Building a Legal Case and Requesting Information

In some situations, making a complaint to a court, regional or international mechanism may assist you in addressing the injustice you, or the community you work with, are facing. If you do pursue a court case, you will need the support of lawyers but they will rely on you and the affected community to help gather evidence and provide proof of the injustice or abuse you are facing. These sessions will explore the different types or evidence and the strategies and tools that can be used to build your court case. 

Session 1: Building your Evidence

These sessions will help attendees to identify the type of evidence they need to collect, and how to access it. Witness evidence alone may not be enough to prove your case, and so it is useful to look for documents that can help determine issues and build your evidence. This may include expert testimonies and advisory reports, corporate documents, and publicly accessible information. 

Session 2: Expert Reports & Access to Information

This session will present methodologies for incorporating expert reports into cases, across sectors and issues. When building your case, you may wish to bring in expert witnesses who can offer their opinions on controversial points and critically assess details. For instance, corporate pollution is a prevalent issue across industries with impacts that span generations. Although we may be able to see the impact on our environment and health, it can be difficult to prove what exactly is happening without monitoring, measuring, and analysing pollutants and their possible impacts on public and environmental health.

Session 3: Documenting Evidence from Public and Private Bodies: an Introduction

This presentation and Q+A will cover introduce the process of obtaining corporate evidence through freedom of information requests, public bodies, private entities, and licenses. We will introduce the tools and strategies that can be used to seek out the evidence, and how to access support from civil society and the international pro bono legal community.

Session 4: An Introduction to Disclosure

In this session, specialists from legal systems with and without disclosure will discuss the process and best practice. Some countries require each party to make relevant documents and evidence available to each other as part of the litigation process. This process of ‘putting the cards on the table’ at an early stage is known as disclosure, and can be a useful tool to obtain testimony and documents.

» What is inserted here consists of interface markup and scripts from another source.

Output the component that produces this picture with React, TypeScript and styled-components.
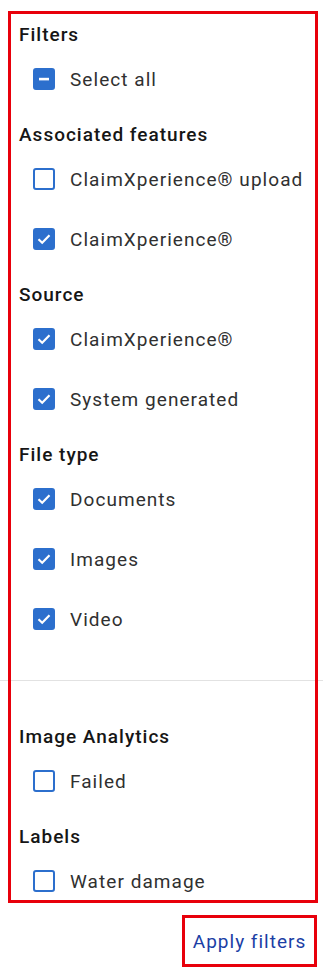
import React from "react";
import styled, { createGlobalStyle } from "styled-components";

const GlobalStyle = createGlobalStyle`
  body {
    margin: 0;
    background: #ffffff;
    font-family: Roboto, "Noto Sans", sans-serif;
  }
`;

interface IFilterOption {
  label: string;
  state: "checked" | "unchecked" | "mixed";
}

interface IFilterGroup {
  title: string;
  options: IFilterOption[];
}

const TOP_GROUPS: IFilterGroup[] = [
  {
    title: "Filters",
    options: [{ label: "Select all", state: "mixed" }],
  },
  {
    title: "Associated features",
    options: [
      { label: "ClaimXperience® upload", state: "unchecked" },
      { label: "ClaimXperience®", state: "checked" },
    ],
  },
  {
    title: "Source",
    options: [
      { label: "ClaimXperience®", state: "checked" },
      { label: "System generated", state: "checked" },
    ],
  },
  {
    title: "File type",
    options: [
      { label: "Documents", state: "checked" },
      { label: "Images", state: "checked" },
      { label: "Video", state: "checked" },
    ],
  },
];

const BOTTOM_GROUPS: IFilterGroup[] = [
  {
    title: "Image Analytics",
    options: [{ label: "Failed", state: "unchecked" }],
  },
  {
    title: "Labels",
    options: [{ label: "Water damage", state: "unchecked" }],
  },
];

const Page = styled.div`
  display: flex;
  flex-direction: column;
  align-items: stretch;
  width: 323px;
`;

const Panel = styled.div`
  margin: 11px 5px 0 8px;
  height: 892px;
  padding: 12px 0 0 11px;
  box-sizing: border-box;
  outline: 3px solid #e8000b;
  outline-offset: -3px;
  display: flex;
  flex-direction: column;
`;

const Group = styled.section<{ $last?: boolean }>`
  display: flex;
  flex-direction: column;
  margin-bottom: ${(p) => (p.$last ? "0" : "24px")};
`;

const Heading = styled.h3`
  margin: 0 0 12px 0;
  height: 24px;
  line-height: 24px;
  font-size: 19px;
  font-weight: 500;
  color: #161616;
  letter-spacing: 1px;
  white-space: nowrap;
`;

const OptionList = styled.ul`
  list-style: none;
  margin: 0;
  padding: 0 0 0 14px;
  display: flex;
  flex-direction: column;
  gap: 20px;
`;

const OptionRow = styled.li`
  display: flex;
  align-items: center;
  gap: 15px;
  height: 40px;
`;

const Box = styled.span<{ $filled: boolean }>`
  width: 22px;
  height: 22px;
  box-sizing: border-box;
  border-radius: 3px;
  border: 2px solid #2c6fcd;
  background: ${(p) => (p.$filled ? "#2c6fcd" : "#ffffff")};
  display: flex;
  align-items: center;
  justify-content: center;
  flex-shrink: 0;
`;

const OptionLabel = styled.span`
  font-size: 19px;
  color: #303030;
  letter-spacing: 1.05px;
  white-space: nowrap;
`;

const Divider = styled.hr`
  border: none;
  border-top: 1px solid #e2e2e2;
  margin: 41px 0 44px -19px;
  width: 323px;
`;

const Footer = styled.div`
  display: flex;
  justify-content: flex-end;
  padding: 12px 6px 0 0;
`;

const ApplyButton = styled.button`
  width: 135px;
  height: 52px;
  box-sizing: border-box;
  border: 3px solid #e8000b;
  background: #ffffff;
  font-family: Roboto, "Noto Sans", sans-serif;
  font-size: 19px;
  letter-spacing: 1px;
  color: #1b3ea5;
  cursor: pointer;
  padding: 0;
`;

const CheckIcon = ({ state }: { state: IFilterOption["state"] }) => {
  if (state === "checked") {
    return (
      <svg width="16" height="16" viewBox="0 0 16 16">
        <path
          d="M2.5 8.2 L6.2 11.7 L13.5 4.3"
          fill="none"
          stroke="#ffffff"
          strokeWidth="2.2"
        />
      </svg>
    );
  }
  if (state === "mixed") {
    return (
      <svg width="16" height="16" viewBox="0 0 16 16">
        <rect x="3" y="6.8" width="10" height="2.6" fill="#ffffff" />
      </svg>
    );
  }
  return null;
};

const FilterGroup = ({ group, last }: { group: IFilterGroup; last?: boolean }) => (
  <Group $last={last}>
    <Heading>{group.title}</Heading>
    <OptionList>
      {group.options.map((option) => (
        <OptionRow key={group.title + option.label}>
          <Box $filled={option.state !== "unchecked"}>
            <CheckIcon state={option.state} />
          </Box>
          <OptionLabel>{option.label}</OptionLabel>
        </OptionRow>
      ))}
    </OptionList>
  </Group>
);

const App = () => {
  return (
    <Page>
      <GlobalStyle />
      <Panel>
        {TOP_GROUPS.map((group, i) => (
          <FilterGroup
            key={group.title}
            group={group}
            last={i === TOP_GROUPS.length - 1}
          />
        ))}
        <Divider />
        {BOTTOM_GROUPS.map((group, i) => (
          <FilterGroup
            key={group.title}
            group={group}
            last={i === BOTTOM_GROUPS.length - 1}
          />
        ))}
      </Panel>
      <Footer>
        <ApplyButton>Apply filters</ApplyButton>
      </Footer>
    </Page>
  );
};

export default App;
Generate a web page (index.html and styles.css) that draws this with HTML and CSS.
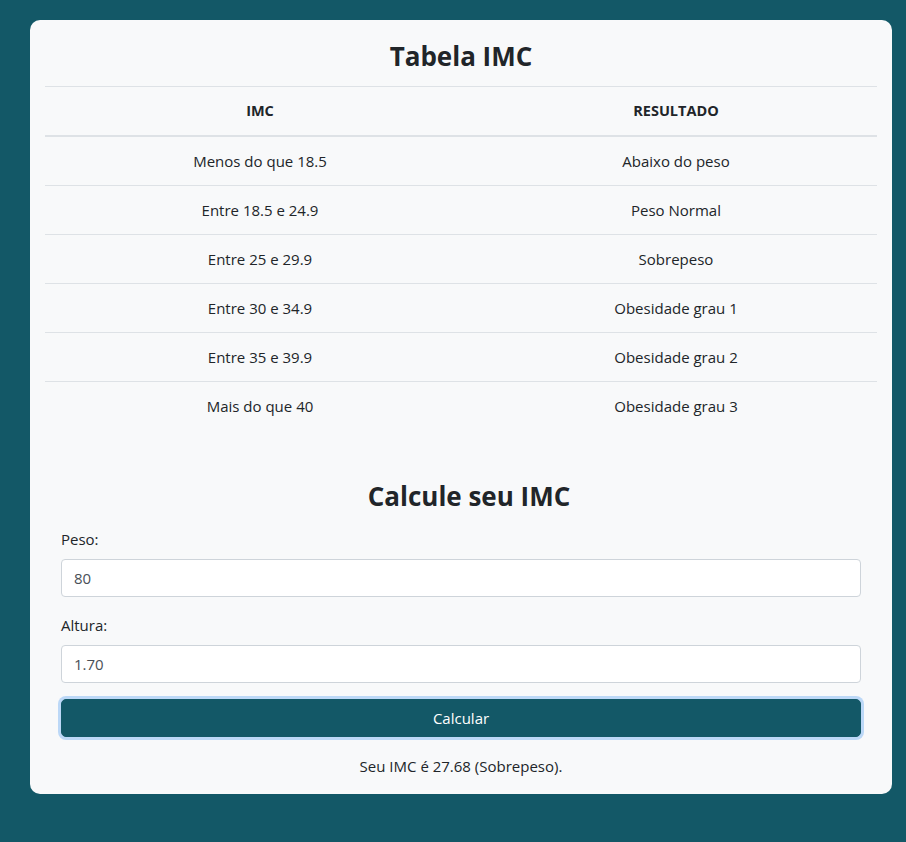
FILE: index.html
```html
<!DOCTYPE html>
<html lang="pt-BR">
<head>
<meta charset="utf-8">
<title>Tabela IMC</title>
<link rel="stylesheet" href="styles.css">
</head>
<body>
<main class="card">
  <h2 class="title">Tabela IMC</h2>
  <table class="imc-table">
    <thead>
      <tr><th class="col-imc">IMC</th><th>RESULTADO</th></tr>
    </thead>
    <tbody>
      <tr><td>Menos do que 18.5</td><td>Abaixo do peso</td></tr>
      <tr><td>Entre 18.5 e 24.9</td><td>Peso Normal</td></tr>
      <tr><td>Entre 25 e 29.9</td><td>Sobrepeso</td></tr>
      <tr><td>Entre 30 e 34.9</td><td>Obesidade grau 1</td></tr>
      <tr><td>Entre 35 e 39.9</td><td>Obesidade grau 2</td></tr>
      <tr><td>Mais do que 40</td><td>Obesidade grau 3</td></tr>
    </tbody>
  </table>
  <section class="calc">
    <h2 class="title calc-title">Calcule seu IMC</h2>
    <form class="form">
      <label class="label" for="peso">Peso:</label>
      <input class="input" id="peso" type="text" value="80">
      <label class="label" for="altura">Altura:</label>
      <input class="input" id="altura" type="text" value="1.70">
      <button class="btn" type="button">Calcular</button>
    </form>
    <p class="result">Seu IMC é 27.68 (Sobrepeso).</p>
  </section>
</main>
</body>
</html>
```
FILE: styles.css
```css
* { box-sizing: border-box; }
html, body { margin: 0; }
body {
  background: #135867;
  font-family: "Open Sans", "Noto Sans", "Liberation Sans", sans-serif;
  font-size: 15px;
  color: #212529;
  padding: 20px 14px 49px 30px;
}
.card {
  background: #f8f9fa;
  border-radius: 10px;
  padding: 15px 15px 16px 15px;
  width: 862px;
}
.title {
  margin: 4px 0 12px;
  text-align: center;
  font-size: 26px;
  line-height: 35px;
  font-weight: 700;
}
.imc-table {
  width: 100%;
  border-collapse: collapse;
  border-top: 1px solid #dee2e6;
}
.imc-table th, .imc-table td {
  padding: 12px;
  line-height: 24px;
  text-align: center;
}
.imc-table .col-imc { width: 430px; }
.imc-table th {
  font-weight: 700;
  font-size: 14.5px;
  border-bottom: 2px solid #dee2e6;
}
.imc-table td {
  border-bottom: 1px solid #dee2e6;
}
.imc-table tbody tr:last-child td { border-bottom: none; }
.calc { padding: 49px 16px 0; }
.calc-title { margin: 0 0 13px; padding-left: 16px; }
.form { display: flex; flex-direction: column; }
.label { line-height: 24px; margin-bottom: 8px; }
.input {
  height: 38px;
  padding: 6px 12px;
  font: inherit;
  color: #495057;
  background: #fff;
  border: 1px solid #ced4da;
  border-radius: 4px;
  margin-bottom: 16px;
}
.input:last-of-type { margin-bottom: 0; }
.btn {
  margin-top: 16px;
  height: 38px;
  font: inherit;
  color: #fff;
  background: #135867;
  border: 1px solid #135867;
  border-radius: 5px;
  box-shadow: 0 0 0 3px #bcd8f7;
}
.result {
  margin: 17px 0 0;
  text-align: center;
  line-height: 24px;
}
```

But this is not a universal process – in some countries there is no obligation upon a party to produce documents - parties will have to fund and research companies on their own.

Session 5: Building a Case for Environmental Degradation

In this interactive session, legal specialist will draw out the links between international human rights and international environmental law, outline the obligations on companies and identify international initiatives that make these links effectively in case building.

This session will look at different conventions and environmental treaties to explore what is the right to a healthy environment? The session will evaluate different legislative instruments and what steps grassroots activists can take when there is an identified breach by a company.